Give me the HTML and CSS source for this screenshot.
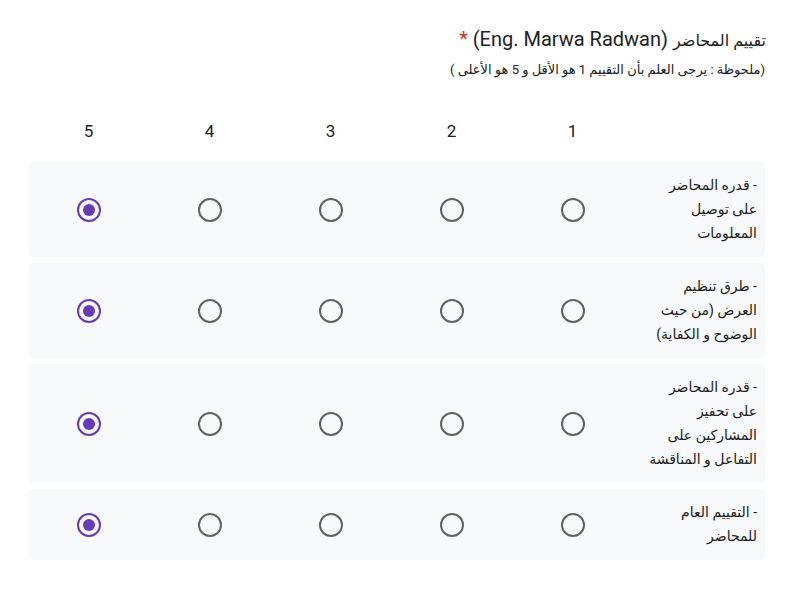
FILE: index.html
```html
<!DOCTYPE html>
<html lang="ar">
<head>
<meta charset="utf-8">
<title>تقييم المحاضر</title>
<link rel="stylesheet" href="styles.css">
</head>
<body>
<div class="question" dir="rtl">
  <div class="title"><span class="ar">تقييم المحاضر</span> (Eng. Marwa Radwan) <span class="req">*</span></div>
  <div class="desc">(ملحوظة : يرجى العلم بأن التقييم 1 هو الأقل و 5 هو الأعلى )</div>
  <div class="grid">
    <div class="head">
      <div class="corner"></div>
      <div class="num">1</div>
      <div class="num">2</div>
      <div class="num">3</div>
      <div class="num">4</div>
      <div class="num">5</div>
    </div>
    <div class="row">
      <div class="label">- قدره المحاضر<br>على توصيل<br>المعلومات</div>
      <div class="cell"><span class="radio"></span></div>
      <div class="cell"><span class="radio"></span></div>
      <div class="cell"><span class="radio"></span></div>
      <div class="cell"><span class="radio"></span></div>
      <div class="cell"><span class="radio checked"></span></div>
    </div>
    <div class="row">
      <div class="label">- طرق تنظيم<br>العرض (من حيث<br>الوضوح و الكفاية)</div>
      <div class="cell"><span class="radio"></span></div>
      <div class="cell"><span class="radio"></span></div>
      <div class="cell"><span class="radio"></span></div>
      <div class="cell"><span class="radio"></span></div>
      <div class="cell"><span class="radio checked"></span></div>
    </div>
    <div class="row">
      <div class="label">- قدره المحاضر<br>على تحفيز<br>المشاركين على<br>التفاعل و المناقشة</div>
      <div class="cell"><span class="radio"></span></div>
      <div class="cell"><span class="radio"></span></div>
      <div class="cell"><span class="radio"></span></div>
      <div class="cell"><span class="radio"></span></div>
      <div class="cell"><span class="radio checked"></span></div>
    </div>
    <div class="row">
      <div class="label">- التقييم العام<br>للمحاضر</div>
      <div class="cell"><span class="radio"></span></div>
      <div class="cell"><span class="radio"></span></div>
      <div class="cell"><span class="radio"></span></div>
      <div class="cell"><span class="radio"></span></div>
      <div class="cell"><span class="radio checked"></span></div>
    </div>
  </div>
</div>
</body>
</html>
```

FILE: styles.css
```css
html, body {
  margin: 0;
  padding: 0;
  background: #ffffff;
}

body {
  font-family: Roboto, "DejaVu Sans", sans-serif;
  color: #202124;
}

.question {
  width: 737px;
  margin-left: 28px;
  padding-top: 27px;
}

.title {
  font-size: 20px;
  line-height: 24px;
  height: 24px;
  margin-right: -1px;
}

.title .ar {
  font-size: 16px;
}

.req {
  color: #d93025;
}

.desc {
  font-size: 13px;
  line-height: 20px;
  margin-top: 9px;
}

.grid {
  margin-top: 39px;
  display: flex;
  flex-direction: column;
  gap: 5.6px;
}

.head,
.row {
  display: grid;
  grid-template-columns: 132px repeat(5, 121px);
  align-items: center;
}

.head {
  height: 24px;
  margin-bottom: 13px;
}

.num {
  text-align: center;
  font-size: 17px;
  line-height: 24px;
}

.row {
  background: #f8f9fa;
  border-radius: 5px;
  padding: 11.7px 0;
}

.label {
  font-size: 14px;
  line-height: 24px;
  padding-right: 8px;
  text-align: right;
}

.cell {
  display: flex;
  justify-content: center;
  align-items: center;
  padding-top: 2px;
}

.radio {
  box-sizing: border-box;
  width: 24px;
  height: 24px;
  border: 2.4px solid #5f6368;
  border-radius: 50%;
  display: flex;
  justify-content: center;
  align-items: center;
}

.radio.checked {
  border-color: #673ab7;
}

.radio.checked::after {
  content: "";
  width: 12px;
  height: 12px;
  border-radius: 50%;
  background: #673ab7;
}
```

------

The task: Reproduce the data above in full, exactly as it is, with the pictures left out.

Result:
Give me the HTML and CSS source for this screenshot.
FILE: index.html
```html
<!DOCTYPE html>
<html lang="ar">
<head>
<meta charset="utf-8">
<title>تقييم المحاضر</title>
<link rel="stylesheet" href="styles.css">
</head>
<body>
<div class="question" dir="rtl">
  <div class="title"><span class="ar">تقييم المحاضر</span> (Eng. Marwa Radwan) <span class="req">*</span></div>
  <div class="desc">(ملحوظة : يرجى العلم بأن التقييم 1 هو الأقل و 5 هو الأعلى )</div>
  <div class="grid">
    <div class="head">
      <div class="corner"></div>
      <div class="num">1</div>
      <div class="num">2</div>
      <div class="num">3</div>
      <div class="num">4</div>
      <div class="num">5</div>
    </div>
    <div class="row">
      <div class="label">- قدره المحاضر<br>على توصيل<br>المعلومات</div>
      <div class="cell"><span class="radio"></span></div>
      <div class="cell"><span class="radio"></span></div>
      <div class="cell"><span class="radio"></span></div>
      <div class="cell"><span class="radio"></span></div>
      <div class="cell"><span class="radio checked"></span></div>
    </div>
    <div class="row">
      <div class="label">- طرق تنظيم<br>العرض (من حيث<br>الوضوح و الكفاية)</div>
      <div class="cell"><span class="radio"></span></div>
      <div class="cell"><span class="radio"></span></div>
      <div class="cell"><span class="radio"></span></div>
      <div class="cell"><span class="radio"></span></div>
      <div class="cell"><span class="radio checked"></span></div>
    </div>
    <div class="row">
      <div class="label">- قدره المحاضر<br>على تحفيز<br>المشاركين على<br>التفاعل و المناقشة</div>
      <div class="cell"><span class="radio"></span></div>
      <div class="cell"><span class="radio"></span></div>
      <div class="cell"><span class="radio"></span></div>
      <div class="cell"><span class="radio"></span></div>
      <div class="cell"><span class="radio checked"></span></div>
    </div>
    <div class="row">
      <div class="label">- التقييم العام<br>للمحاضر</div>
      <div class="cell"><span class="radio"></span></div>
      <div class="cell"><span class="radio"></span></div>
      <div class="cell"><span class="radio"></span></div>
      <div class="cell"><span class="radio"></span></div>
      <div class="cell"><span class="radio checked"></span></div>
    </div>
  </div>
</div>
</body>
</html>
```

FILE: styles.css
```css
html, body {
  margin: 0;
  padding: 0;
  background: #ffffff;
}

body {
  font-family: Roboto, "DejaVu Sans", sans-serif;
  color: #202124;
}

.question {
  width: 737px;
  margin-left: 28px;
  padding-top: 27px;
}

.title {
  font-size: 20px;
  line-height: 24px;
  height: 24px;
  margin-right: -1px;
}

.title .ar {
  font-size: 16px;
}

.req {
  color: #d93025;
}

.desc {
  font-size: 13px;
  line-height: 20px;
  margin-top: 9px;
}

.grid {
  margin-top: 39px;
  display: flex;
  flex-direction: column;
  gap: 5.6px;
}

.head,
.row {
  display: grid;
  grid-template-columns: 132px repeat(5, 121px);
  align-items: center;
}

.head {
  height: 24px;
  margin-bottom: 13px;
}

.num {
  text-align: center;
  font-size: 17px;
  line-height: 24px;
}

.row {
  background: #f8f9fa;
  border-radius: 5px;
  padding: 11.7px 0;
}

.label {
  font-size: 14px;
  line-height: 24px;
  padding-right: 8px;
  text-align: right;
}

.cell {
  display: flex;
  justify-content: center;
  align-items: center;
  padding-top: 2px;
}

.radio {
  box-sizing: border-box;
  width: 24px;
  height: 24px;
  border: 2.4px solid #5f6368;
  border-radius: 50%;
  display: flex;
  justify-content: center;
  align-items: center;
}

.radio.checked {
  border-color: #673ab7;
}

.radio.checked::after {
  content: "";
  width: 12px;
  height: 12px;
  border-radius: 50%;
  background: #673ab7;
}
```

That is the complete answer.